EXERCISE OBJECTIVE: Reproduce the listing below without changes, except that pictures are left out.

DATA LINES:
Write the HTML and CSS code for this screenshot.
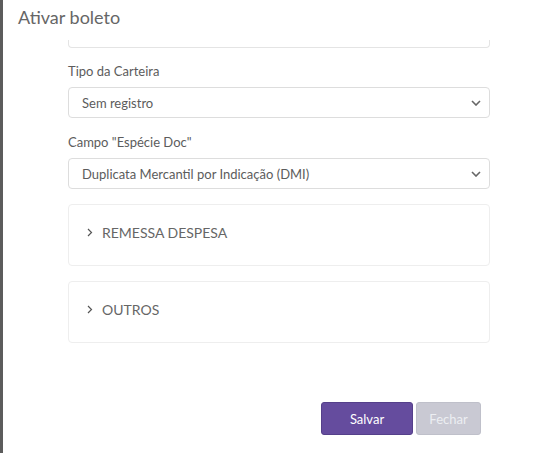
FILE: index.html
```html
<!DOCTYPE html>
<html lang="pt-BR">
<head>
    <meta charset="UTF-8">
    <title>Ativar boleto</title>
    <link rel="stylesheet" href="styles.css">
</head>
<body>
    <div class="modal">
        <div class="modal-header">Ativar boleto</div>

        <div class="modal-body">
            <div class="input-stub"></div>

            <div class="form-group">
                <label class="form-label">Tipo da Carteira</label>
                <div class="select">
                    <span>Sem registro</span>
                    <svg class="caret" width="10" height="6" viewBox="0 0 10 6"><path d="M1 1l4 4 4-4" fill="none" stroke="#666" stroke-width="1.6"/></svg>
                </div>
            </div>

            <div class="form-group">
                <label class="form-label">Campo "Espécie Doc"</label>
                <div class="select">
                    <span>Duplicata Mercantil por Indicação (DMI)</span>
                    <svg class="caret" width="10" height="6" viewBox="0 0 10 6"><path d="M1 1l4 4 4-4" fill="none" stroke="#666" stroke-width="1.6"/></svg>
                </div>
            </div>

            <div class="panel">
                <svg class="chevron" width="6" height="9" viewBox="0 0 6 9"><path d="M1 1l3.5 3.5L1 8" fill="none" stroke="#555" stroke-width="1.2"/></svg>
                <span>REMESSA DESPESA</span>
            </div>

            <div class="panel">
                <svg class="chevron" width="6" height="9" viewBox="0 0 6 9"><path d="M1 1l3.5 3.5L1 8" fill="none" stroke="#555" stroke-width="1.2"/></svg>
                <span>OUTROS</span>
            </div>
        </div>

        <div class="modal-footer">
            <button class="btn btn-primary">Salvar</button>
            <button class="btn btn-muted">Fechar</button>
        </div>
    </div>
</body>
</html>
```

FILE: styles.css
```css
* {
    margin: 0;
    padding: 0;
    box-sizing: border-box;
    font-family: Lato, "Open Sans", sans-serif;
}

body {
    background: #fff;
    height: 453px;
    overflow: hidden;
    border-left: 3px solid #5c5c5c;
}

.modal {
    width: 543px;
    height: 453px;
    display: flex;
    flex-direction: column;
}

.modal-header {
    padding: 6px 0 0 15px;
    height: 40px;
    font-size: 18px;
    color: #666;
}

.modal-body {
    margin-left: 65px;
    width: 422px;
}

/* campo cortado pelo scroll */
.input-stub {
    height: 8px;
    border: 1px solid #e4e4e4;
    border-top: none;
    border-radius: 0 0 4px 4px;
    margin-bottom: 15px;
}

.form-group {
    margin-bottom: 16px;
}

.form-group + .form-group {
    margin-bottom: 15px;
}

.form-label {
    display: block;
    font-size: 13px;
    color: #5c5c5c;
    line-height: 16px;
    margin-bottom: 8px;
}

.select {
    height: 31px;
    border: 1px solid #ddd;
    border-radius: 4px;
    display: flex;
    align-items: center;
    justify-content: space-between;
    padding: 0 8px 0 13px;
    font-size: 13px;
    color: #5c5c5c;
}

.caret {
    margin-top: 1px;
}

.panel {
    height: 62px;
    border: 1px solid #eee;
    border-radius: 4px;
    display: flex;
    align-items: center;
    padding: 0 0 6px 18px;
    margin-bottom: 15px;
    font-size: 14px;
    color: #666;
}

.chevron {
    margin-right: 9px;
}

.modal-footer {
    margin-top: auto;
    margin-bottom: 18px;
    display: flex;
    gap: 3px;
    padding-left: 318px;
}

.btn {
    height: 33px;
    border: none;
    border-radius: 3px;
    font-size: 13px;
    color: #fff;
}

.btn-primary {
    width: 92px;
    background: #654c9e;
    border: 1px solid #55408a;
}

.btn-muted {
    width: 65px;
    background: #c9c9d3;
    border: 1px solid #bfc0ca;
    color: #eceef2;
}
```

SOLUTION TO THIS EXERCISE:
Write the HTML and CSS code for this screenshot.
FILE: index.html
```html
<!DOCTYPE html>
<html lang="pt-BR">
<head>
    <meta charset="UTF-8">
    <title>Ativar boleto</title>
    <link rel="stylesheet" href="styles.css">
</head>
<body>
    <div class="modal">
        <div class="modal-header">Ativar boleto</div>

        <div class="modal-body">
            <div class="input-stub"></div>

            <div class="form-group">
                <label class="form-label">Tipo da Carteira</label>
                <div class="select">
                    <span>Sem registro</span>
                    <svg class="caret" width="10" height="6" viewBox="0 0 10 6"><path d="M1 1l4 4 4-4" fill="none" stroke="#666" stroke-width="1.6"/></svg>
                </div>
            </div>

            <div class="form-group">
                <label class="form-label">Campo "Espécie Doc"</label>
                <div class="select">
                    <span>Duplicata Mercantil por Indicação (DMI)</span>
                    <svg class="caret" width="10" height="6" viewBox="0 0 10 6"><path d="M1 1l4 4 4-4" fill="none" stroke="#666" stroke-width="1.6"/></svg>
                </div>
            </div>

            <div class="panel">
                <svg class="chevron" width="6" height="9" viewBox="0 0 6 9"><path d="M1 1l3.5 3.5L1 8" fill="none" stroke="#555" stroke-width="1.2"/></svg>
                <span>REMESSA DESPESA</span>
            </div>

            <div class="panel">
                <svg class="chevron" width="6" height="9" viewBox="0 0 6 9"><path d="M1 1l3.5 3.5L1 8" fill="none" stroke="#555" stroke-width="1.2"/></svg>
                <span>OUTROS</span>
            </div>
        </div>

        <div class="modal-footer">
            <button class="btn btn-primary">Salvar</button>
            <button class="btn btn-muted">Fechar</button>
        </div>
    </div>
</body>
</html>
```

FILE: styles.css
```css
* {
    margin: 0;
    padding: 0;
    box-sizing: border-box;
    font-family: Lato, "Open Sans", sans-serif;
}

body {
    background: #fff;
    height: 453px;
    overflow: hidden;
    border-left: 3px solid #5c5c5c;
}

.modal {
    width: 543px;
    height: 453px;
    display: flex;
    flex-direction: column;
}

.modal-header {
    padding: 6px 0 0 15px;
    height: 40px;
    font-size: 18px;
    color: #666;
}

.modal-body {
    margin-left: 65px;
    width: 422px;
}

/* campo cortado pelo scroll */
.input-stub {
    height: 8px;
    border: 1px solid #e4e4e4;
    border-top: none;
    border-radius: 0 0 4px 4px;
    margin-bottom: 15px;
}

.form-group {
    margin-bottom: 16px;
}

.form-group + .form-group {
    margin-bottom: 15px;
}

.form-label {
    display: block;
    font-size: 13px;
    color: #5c5c5c;
    line-height: 16px;
    margin-bottom: 8px;
}

.select {
    height: 31px;
    border: 1px solid #ddd;
    border-radius: 4px;
    display: flex;
    align-items: center;
    justify-content: space-between;
    padding: 0 8px 0 13px;
    font-size: 13px;
    color: #5c5c5c;
}

.caret {
    margin-top: 1px;
}

.panel {
    height: 62px;
    border: 1px solid #eee;
    border-radius: 4px;
    display: flex;
    align-items: center;
    padding: 0 0 6px 18px;
    margin-bottom: 15px;
    font-size: 14px;
    color: #666;
}

.chevron {
    margin-right: 9px;
}

.modal-footer {
    margin-top: auto;
    margin-bottom: 18px;
    display: flex;
    gap: 3px;
    padding-left: 318px;
}

.btn {
    height: 33px;
    border: none;
    border-radius: 3px;
    font-size: 13px;
    color: #fff;
}

.btn-primary {
    width: 92px;
    background: #654c9e;
    border: 1px solid #55408a;
}

.btn-muted {
    width: 65px;
    background: #c9c9d3;
    border: 1px solid #bfc0ca;
    color: #eceef2;
}
```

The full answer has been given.